Linguistic and gestural analysis by Núñez and Sweetser also assert that the Aymara have an apparently unique, or at least very rare, understanding of time, and is also the only language found so far where speakers seem to represent the past as in front of them and the future as behind them. Their argument is situated mainly within the framework of conceptual metaphor, which recognizes in general two subtypes of the metaphor THE PASSAGE OF TIME IS MOTION: one is TIME PASSING IS MOTION OVER A LANDSCAPE (or "moving-ego"), and the other is TIME PASSING IS A MOVING OBJECT ("moving-events"). The latter metaphor does not explicitly involve the individual/speaker; events are in a queue, with prior events towards the front of the line. The individual may be facing the queue, or it may be moving from left to right in front of him/her.
The claims regarding Aymara involve the moving-ego metaphor. Most languages conceptualize the ego as moving forward into the future, with ego's back to the past. The English sentences prepare for what lies before us and we are facing a prosperous future, and possibly the Chinese word 未來 (lit. not yet come, meaning future) exemplify this metaphor. In contrast, Aymara seems to encode the past as in front of individuals, and the future in back; this is typologically a rare phenomenon.

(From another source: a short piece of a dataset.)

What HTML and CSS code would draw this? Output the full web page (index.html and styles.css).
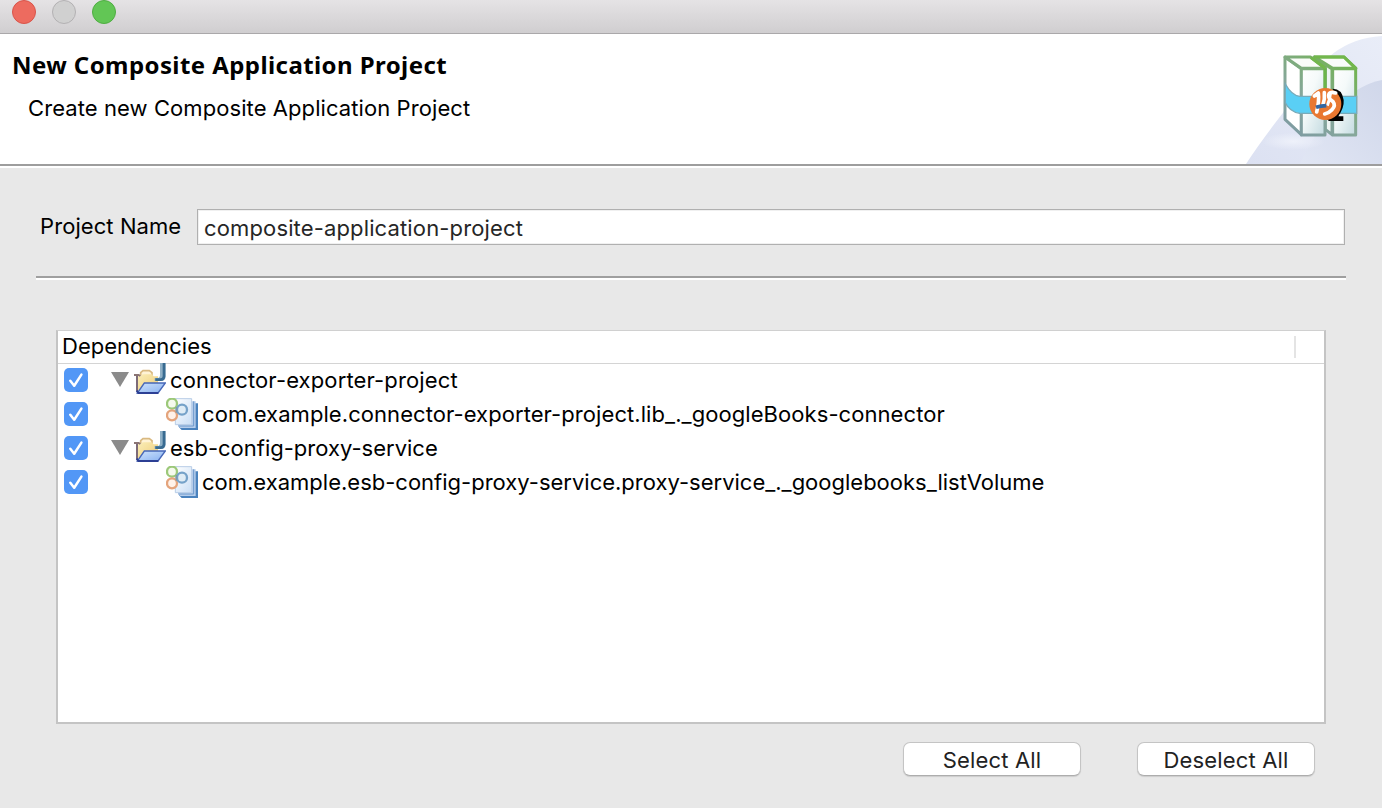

It should be noted that many languages, including English and Chinese, have words like before/前 and after/後 that are (currently or archaically) polysemous between 'front/earlier' or 'back/later'. This seemingly refutes the claims regarding Aymara uniqueness. However, these words relate events to other events, i.e., are part of the moving-events metaphor. In fact, when before means in front of ego, it can only mean future. For instance, our future is laid out before us while our past is behind us. Parallel Aymara examples describe future days as qhipa uru, literally 'back days', and these are sometimes accompanied by gestures to behind the speaker.